Each type signals readiness a little differently. Crisphead is done when the leaves overlap into a compact, firm ball. Romaine is ready when the leaves stand tall and overlap into a tight bundle about 6 to 8 inches high. Butterhead is mature once the inner leaves cup inward into a loose head.

I harvest in the morning when the leaves are cool and full of water. Cut the head off at the base with a sharp knife, or pull the whole plant and trim the roots. Most head types run 55 to 80 days from transplant, with crispheads taking the longest.

For storage, the USDA recommends 32 to 36 F with high humidity. Keep heads away from apples and ripe tomatoes, which give off ethylene and speed spoiling. Stored right, a head holds for about two weeks.

Common Head Lettuce Problems and How to Fix Them

Most head lettuce trouble comes down to heat, water, or spacing. Catch the cause early and the fix is usually simple.

Why did my lettuce bolt instead of forming a head?

Your lettuce bolted because of heat and long summer days. Bolting is when the plant shoots up a center stalk to flower, and once it starts the leaves turn bitter and the head stops filling. To prevent it, plant early in spring or in fall, choose slow-bolt varieties, keep the soil moist, and use 30 to 40 percent shade cloth when temperatures stay above 75 F. If summer keeps cooking your crop, you can also try growing lettuce in the colder months under cover.

Lettuce plant bolting with a tall elongated center stalk instead of forming a firm head.
Lettuce plant bolting with a tall elongated center stalk instead of forming a firm head.

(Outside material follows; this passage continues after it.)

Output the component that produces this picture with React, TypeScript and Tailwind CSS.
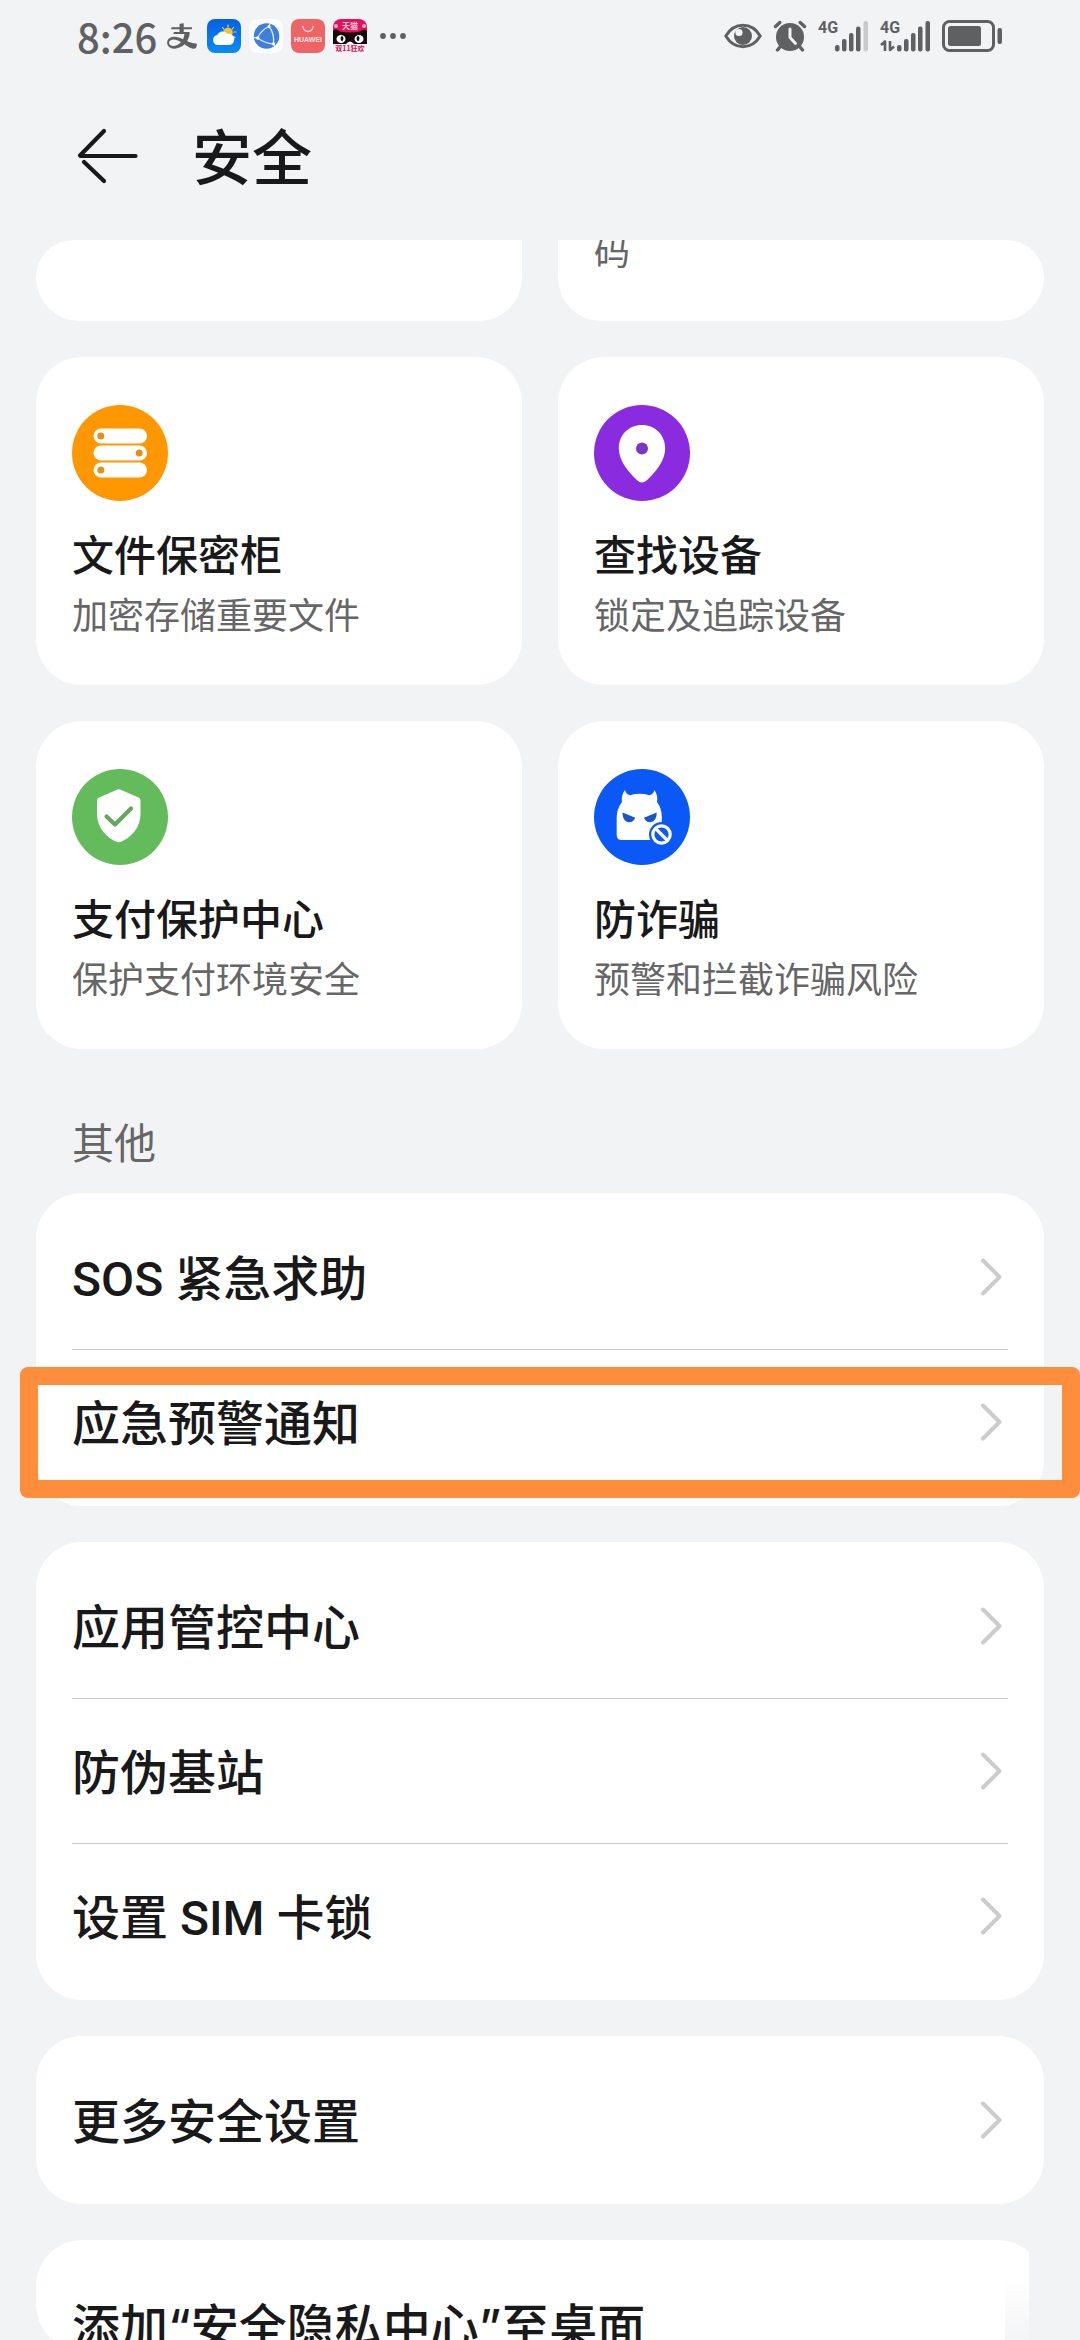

What causes brown edges (tipburn) on my lettuce?

Tipburn is brown, dead edges on the young inner leaves, and it comes from a calcium shortage in fast-growing tissue, not from low soil calcium. University of California IPM research ties it to water stress and rapid growth that outpace the plant’s ability to move calcium into new leaves. The fix is steady, even watering and avoiding sudden growth spurts. Tipburn will not hurt you. Just trim the brown edges and eat the rest.

Why are my heads loose instead of firm?

Loose heads usually mean too little spacing, too much heat, or too much nitrogen. Crowded plants and warm weather both keep heads from packing tight. Give each plant room, keep it cool, and ease up on heavy feeding.

What pests bother head lettuce?

Slugs, snails, and aphids are the main pests, and most show up where it stays wet. Water in the morning so leaves dry by night, clear debris where slugs hide, and rinse aphids off with a strong spray of water. Watch your seedlings for damping off in cold, soggy soil too.

What This Looks Like on My Beds

Head lettuce is not hard once you respect the weather. I start seed indoors, set out hardened transplants in cool soil, space them about a foot apart, and keep the water steady. Then I harvest the moment the heads feel firm, before the heat pushes them to bolt. Plant in spring and again in fall, stagger your sowings, and you will pull crisp, full heads from your own ground for most of the season.